Instructions for the task: Where a line of the listing below includes the word "this", reproduce that line.

Material shown:
* * * * * * *
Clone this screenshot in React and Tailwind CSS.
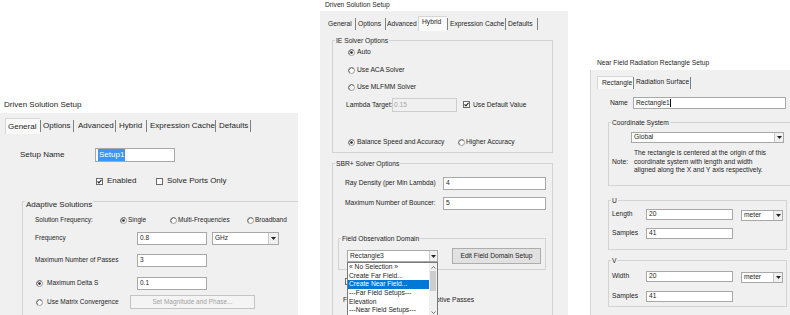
* * * * * * *
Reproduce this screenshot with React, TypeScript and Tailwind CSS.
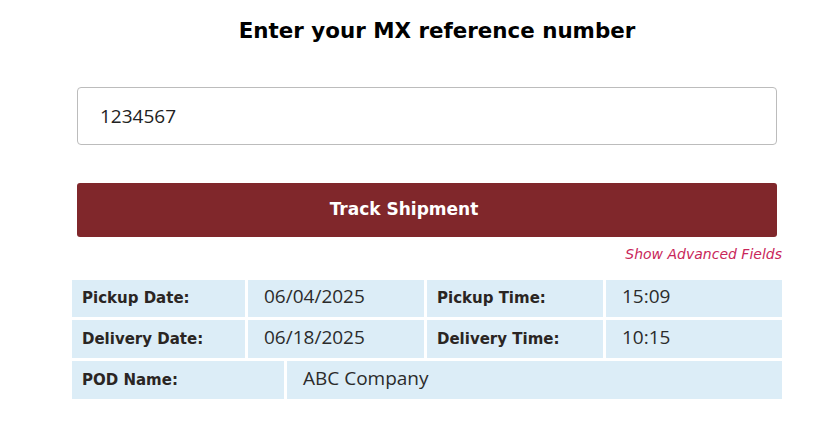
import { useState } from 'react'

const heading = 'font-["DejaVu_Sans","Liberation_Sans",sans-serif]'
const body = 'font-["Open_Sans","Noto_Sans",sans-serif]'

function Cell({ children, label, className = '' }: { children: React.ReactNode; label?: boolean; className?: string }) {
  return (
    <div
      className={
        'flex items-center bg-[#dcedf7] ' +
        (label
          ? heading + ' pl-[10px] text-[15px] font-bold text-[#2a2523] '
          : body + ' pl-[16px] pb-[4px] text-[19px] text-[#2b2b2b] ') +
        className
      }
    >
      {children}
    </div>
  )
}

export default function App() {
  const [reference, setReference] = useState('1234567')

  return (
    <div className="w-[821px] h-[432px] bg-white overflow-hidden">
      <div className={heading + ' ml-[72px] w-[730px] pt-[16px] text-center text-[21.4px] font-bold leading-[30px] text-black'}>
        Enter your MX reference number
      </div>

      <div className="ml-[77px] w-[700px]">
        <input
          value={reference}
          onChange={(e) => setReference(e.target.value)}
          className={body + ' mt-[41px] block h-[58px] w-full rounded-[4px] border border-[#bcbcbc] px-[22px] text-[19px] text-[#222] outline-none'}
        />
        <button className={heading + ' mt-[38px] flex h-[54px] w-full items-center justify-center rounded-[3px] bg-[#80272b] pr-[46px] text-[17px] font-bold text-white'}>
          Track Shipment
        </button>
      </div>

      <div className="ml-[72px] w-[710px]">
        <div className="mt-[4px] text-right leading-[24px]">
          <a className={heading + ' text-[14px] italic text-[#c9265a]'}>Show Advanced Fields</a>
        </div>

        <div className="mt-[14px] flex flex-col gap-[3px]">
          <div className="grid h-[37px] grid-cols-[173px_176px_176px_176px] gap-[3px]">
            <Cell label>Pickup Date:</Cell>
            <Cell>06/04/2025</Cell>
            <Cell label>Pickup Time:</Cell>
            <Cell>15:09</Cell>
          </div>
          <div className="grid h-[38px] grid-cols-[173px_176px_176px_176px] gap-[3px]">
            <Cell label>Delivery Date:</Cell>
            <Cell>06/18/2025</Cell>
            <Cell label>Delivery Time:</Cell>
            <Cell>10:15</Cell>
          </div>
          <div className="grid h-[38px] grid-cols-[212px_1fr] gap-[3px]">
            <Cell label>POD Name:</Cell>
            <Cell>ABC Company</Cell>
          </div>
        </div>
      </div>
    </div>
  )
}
* * * * * * *
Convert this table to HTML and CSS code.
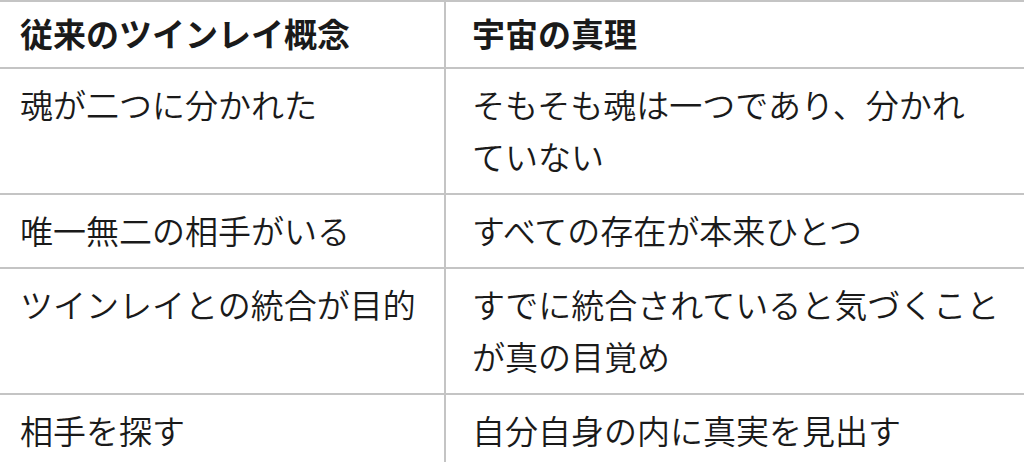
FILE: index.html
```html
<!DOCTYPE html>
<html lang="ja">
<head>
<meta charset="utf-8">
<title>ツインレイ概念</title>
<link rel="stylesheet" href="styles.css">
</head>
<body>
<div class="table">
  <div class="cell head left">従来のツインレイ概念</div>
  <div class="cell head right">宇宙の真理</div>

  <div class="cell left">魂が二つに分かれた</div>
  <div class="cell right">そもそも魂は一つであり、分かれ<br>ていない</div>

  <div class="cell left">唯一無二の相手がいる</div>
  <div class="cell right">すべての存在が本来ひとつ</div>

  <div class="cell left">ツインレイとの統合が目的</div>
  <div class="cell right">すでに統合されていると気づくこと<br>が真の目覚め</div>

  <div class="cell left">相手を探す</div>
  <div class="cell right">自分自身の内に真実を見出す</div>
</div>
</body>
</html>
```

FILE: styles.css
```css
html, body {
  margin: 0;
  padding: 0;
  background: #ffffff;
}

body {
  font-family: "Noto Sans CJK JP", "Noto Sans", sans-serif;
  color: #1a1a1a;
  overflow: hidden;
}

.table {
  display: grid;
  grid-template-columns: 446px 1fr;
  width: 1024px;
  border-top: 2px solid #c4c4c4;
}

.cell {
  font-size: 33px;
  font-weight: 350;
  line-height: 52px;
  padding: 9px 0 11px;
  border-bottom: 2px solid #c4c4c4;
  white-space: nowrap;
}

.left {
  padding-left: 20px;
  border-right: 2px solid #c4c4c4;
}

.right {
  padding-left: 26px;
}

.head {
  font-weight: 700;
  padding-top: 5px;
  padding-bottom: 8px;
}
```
* * * * * * *
Complete answer:
Clone this screenshot in React and Tailwind CSS.
Reproduce this screenshot with React, TypeScript and Tailwind CSS.
Convert this table to HTML and CSS code.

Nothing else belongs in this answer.